While both Task::Kensho and dwimperl are awesome, they do not achieve what I would like to see in Perl for education. Furthermore, they are NOT backed-up by Perl foundation..
> Forbid/remove special cases like split emulating awk.. or indirect object notation and many other silly leftovers
>> indirect.pm for indirect object notation.
Sure, again, via pragma you can disable indirect object notation and many others, but you can't forbid things like one/two argument open and etc. etc.
>> In any case, they do no harm — nobody forces the teachers to teach these features.
In my opinion it does harm. Pupils may solve an exercise in a way that an experienced Perl developer ( with 10 years of experience ) would struggle to understand without a compiler, and now we are talking about teachers who had no more then a month or two years of playing. Furthermore, I feel they are wasting their time by explaining "what modern perl is" with all the boilerplate..
>> This ePerl should just be a pragma and a Task::, probably in a single distro. Which would be easy to write. No need to break backwards compatibility or to use a sandbox.
Yes and No. Perl lost it's fight in education sector. It's a fact. Thanks to Gabor Szabo and many others, there are things like dwimperl, but as we see - it's not enough. First of all, such initiative to get back into education market should be backed up by Perl foundation, who therefore might find sponsor and do a proper research of why Perl is not there and what we can do to be there. I can only guess, that it is:
- backwards compatibility
- no proper interactive shell
- too much boilerplate
- undermarketing PDL and friends
- need of PBP v2
- sponsors
- visibility(?)
btw, pdl.perl.org is down at the moment.
What you're describing sounds a lot like Perl6, which seems to be quite useable already.
The major thing that's missing in Perl6 is ready-to-use frameworks like Dancer etc (but I assume some proto-versions of such frameworks are hiding on github somewhere..)

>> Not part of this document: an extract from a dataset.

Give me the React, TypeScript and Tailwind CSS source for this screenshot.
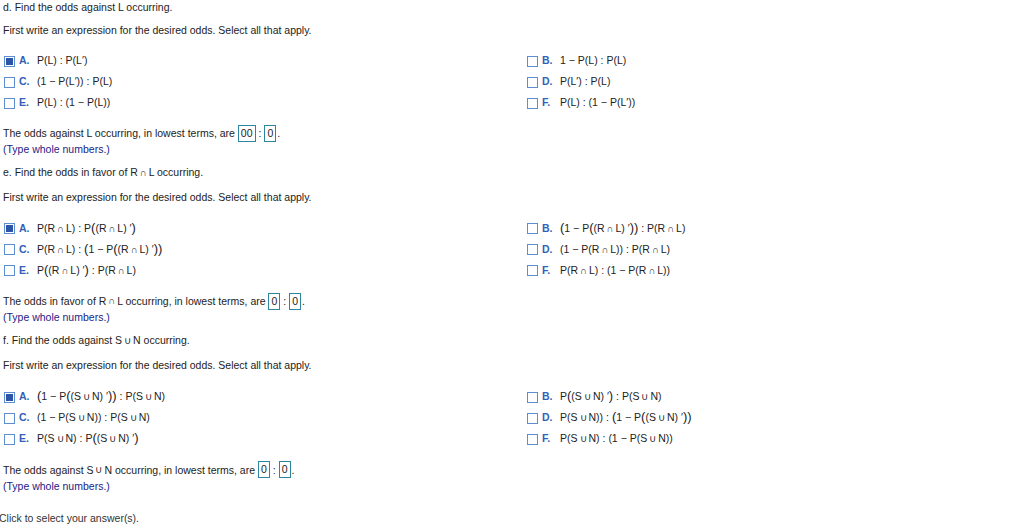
import type { ReactNode } from "react";

const font = "font-['Liberation_Sans',Arial,sans-serif]";

function Big({ children }: { children: ReactNode }) {
  return <span className="text-[13px] leading-none">{children}</span>;
}

function Cap({ c }: { c: string }) {
  return <span className="mx-[2px] text-[9.5px]">{c}</span>;
}

function Box({ checked }: { checked?: boolean }) {
  return (
    <span className="flex h-[11px] w-[11px] shrink-0 items-center justify-center border border-[#5b8fd1] bg-white">
      {checked && <span className="h-[7px] w-[7px] bg-[#2c55a8]" />}
    </span>
  );
}

function Option({ letter, checked, children }: { letter: string; checked?: boolean; children: ReactNode }) {
  return (
    <div className="flex h-[21px] items-center">
      <Box checked={checked} />
      <span className="ml-[4px] w-[18px] text-[10.5px] font-bold text-[#3160b8]">{letter}.</span>
      <span className="whitespace-nowrap text-[10.5px] text-[#222]">{children}</span>
    </div>
  );
}

function Field({ value }: { value: string }) {
  return (
    <span className="inline-flex h-[17px] items-center border border-[#2d85a0] px-[2px] align-middle text-[10.5px] leading-none">
      {value}
    </span>
  );
}

function Pair({ a, b }: { a: string; b: string }) {
  return (
    <>
      <Field value={a} />
      <span className="mx-[3px]">:</span>
      <Field value={b} />
      <span className="ml-[1px]">.</span>
    </>
  );
}

function Section({
  title,
  options,
  answer,
  first,
}: {
  title: ReactNode;
  options: { letter: string; checked?: boolean; body: ReactNode }[];
  answer: ReactNode;
  first?: boolean;
}) {
  return (
    <div>
      <p className={`h-[14px] leading-[14px] ${first ? "" : "mt-[9px]"}`}>{title}</p>
      <p className={`h-[14px] leading-[14px] ${first ? "mt-[9px]" : "mt-[11px]"}`}>
        First write an expression for the desired odds. Select all that apply.
      </p>
      <div className={`grid grid-cols-[523px_1fr] pl-[1px] ${first ? "mt-[13.5px]" : "mt-[14.5px]"}`}>
        {options.map((o) => (
          <Option key={o.letter} letter={o.letter} checked={o.checked}>
            {o.body}
          </Option>
        ))}
      </div>
      <p
        className={`flex h-[14px] items-center whitespace-nowrap leading-[14px] ${first ? "mt-[12.5px]" : "mt-[13px]"}`}
      >
        {answer}
      </p>
      <p className={`h-[14px] leading-[14px] text-[#1b1b86] ${first ? "mt-[1.5px]" : "mt-[2px]"}`}>
        (Type whole numbers.)
      </p>
    </div>
  );
}

const sep = " : ";

export default function App() {
  const d = [
    { letter: "A", checked: true, body: <>P(L){sep}P(L′)</> },
    { letter: "B", body: <>1 − P(L){sep}P(L)</> },
    { letter: "C", body: <>(1 − P(L′)){sep}P(L)</> },
    { letter: "D", body: <>P(L′){sep}P(L)</> },
    { letter: "E", body: <>P(L){sep}(1 − P(L))</> },
    { letter: "F", body: <>P(L){sep}(1 − P(L′))</> },
  ];
  const RL = <>R<Cap c="∩" />L</>;
  const SN = <>S<Cap c="∪" />N</>;
  const e = [
    { letter: "A", checked: true, body: <>P({RL}){sep}P<Big>(</Big>({RL}) ′<Big>)</Big></> },
    { letter: "B", body: <><Big>(</Big>1 − P<Big>(</Big>({RL}) ′<Big>)</Big><Big>)</Big>{sep}P({RL})</> },
    { letter: "C", body: <>P({RL}){sep}<Big>(</Big>1 − P<Big>(</Big>({RL}) ′<Big>)</Big><Big>)</Big></> },
    { letter: "D", body: <>(1 − P({RL})){sep}P({RL})</> },
    { letter: "E", body: <>P<Big>(</Big>({RL}) ′<Big>)</Big>{sep}P({RL})</> },
    { letter: "F", body: <>P({RL}){sep}(1 − P({RL}))</> },
  ];
  const f = [
    { letter: "A", checked: true, body: <><Big>(</Big>1 − P<Big>(</Big>({SN}) ′<Big>)</Big><Big>)</Big>{sep}P({SN})</> },
    { letter: "B", body: <>P<Big>(</Big>({SN}) ′<Big>)</Big>{sep}P({SN})</> },
    { letter: "C", body: <>(1 − P({SN})){sep}P({SN})</> },
    { letter: "D", body: <>P({SN})){sep}<Big>(</Big>1 − P<Big>(</Big>({SN}) ′<Big>)</Big><Big>)</Big></> },
    { letter: "E", body: <>P({SN}){sep}P<Big>(</Big>({SN}) ′<Big>)</Big></> },
    { letter: "F", body: <>P({SN}){sep}(1 − P({SN}))</> },
  ];

  return (
    <div className={`h-[524px] w-[1024px] overflow-hidden bg-white pl-[3px] text-[10.5px] text-[#222] ${font}`}>
      <Section
        first
        title="d. Find the odds against L occurring."
        options={d}
        answer={
          <>
            The odds against L occurring, in lowest terms, are&nbsp;
            <Pair a="00" b="0" />
          </>
        }
      />
      <Section
        title={<>e. Find the odds in favor of R<Cap c="∩" />L occurring.</>}
        options={e}
        answer={
          <>
            The odds in favor of R<Cap c="∩" />L occurring, in lowest terms, are&nbsp;
            <Pair a="0" b="0" />
          </>
        }
      />
      <Section
        title={<>f. Find the odds against S<Cap c="∪" />N occurring.</>}
        options={f}
        answer={
          <>
            The odds against S<Cap c="∪" />N occurring, in lowest terms, are&nbsp;
            <Pair a="0" b="0" />
          </>
        }
      />
      <p className="-ml-[4px] mt-[18px] h-[14px] leading-[14px] text-[#333]">Click to select your answer(s).</p>
    </div>
  );
}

> Due to different requirements. Perl for production needs to support what was done 10 years ago. Perl for education should enforce current best practices, hence can be more aggressive.
Still, breaking backwards compatibility shouldn't be a goal.
> While both Task::Kensho and dwimperl are awesome, they do not achieve what I would like to see in Perl for education. Furthermore, they are NOT backed-up by Perl foundation..
It is easy to create a custom Task:: with exactly the modules you would like to see in Perl for education. Why do they need to be backed up by Perl foundation?
> Sure, again, via pragma you can disable indirect object notation and many others, but you can't forbid things like one/two argument open and etc. etc.
For one/two argument open, can't a pragma override open via CORE::GLOBAL? Most things are achievable via pragmas.
> In my opinion it does harm. Pupils may solve an exercise in a way that an experienced Perl developer ( with 10 years of experience ) would struggle to understand without a compiler, and now we are talking about teachers who had no more then a month or two years of playing.
Students will most probably only use what the teacher showed them to solve the exercises. At worst, ePerl could include a perlcritic policy — the teacher can reject solutions that fail it, or the eperl pragma could pull in criticism.pm, refusing to run code that does not follow the policy. Of course, all this is very much against the spirit of Perl, but if the teachers want this feature let them have it.
> Furthermore, I feel they are wasting their time by explaining "what modern perl is" with all the boilerplate..
If ePerl is a pragma, the only boilerplate is 'use ePerl;'. Even this can be avoided -- just ship an executable named eperl which runs perl -MePerl "$@".
> First of all, such initiative to get back into education market should be backed up by Perl foundation, who therefore might find sponsor and do a proper research of why Perl is not there and what we can do to be there.
Right, researching what the teacher want is the first step — we're just guessing here, and probably guessing incorrectly.
> - backwards compatibility
Not bad in itself.
> - no proper interactive shell
I've never found these useful, but ePerl can ship a REPL as a dependency.
> - too much boilerplate
Easy to fix (see above).
> - undermarketing PDL and friends
True.
> - need of PBP v2
> - sponsors
> - visibility(?)
No idea about these.
A simple Perl distribution with the features discussed above (a do-it-all pragma, useful modules as dependencies, maybe an eperl executable) would be easy to build and would solve most of the problems you've identified.
Perl didn't lose the fight in the education sector because of the language, but for the lack of a good text book at undergraduate level. Tons of great books for developers and learners, but with the exception of Orwant's Algorithms book (and possibly Advanced Perl Programming and Higher Order Perl), there are no books for learning Computer Science with Perl. Team up with a bunch of university lecturers and try and give chromatic a run for his money. Your timing is good, all the tools are ready. You just need to prepare the ground.
after some more thinking I must agree with most what Marius said. Technically Perl has easy solutions for ePerl I described.. after finding something close to what I want ( Schwern's Perl5i ), I must say I won't be wasting time for ePerl..
Mainly because, I am convinced that Perl Foundation should do more to market Perl for education.
Some other ideas I came across:
* pyconuk 2014 had 2 days education track
* Applications like Pyland would be great
* It might be great to adjust Perl for different levels, something like staging Perl, i.e. allow only if statements for 5th grade pupils, allow feature x for 6th grade pupils etc. etc. obviously that fits syllabus and government requirements.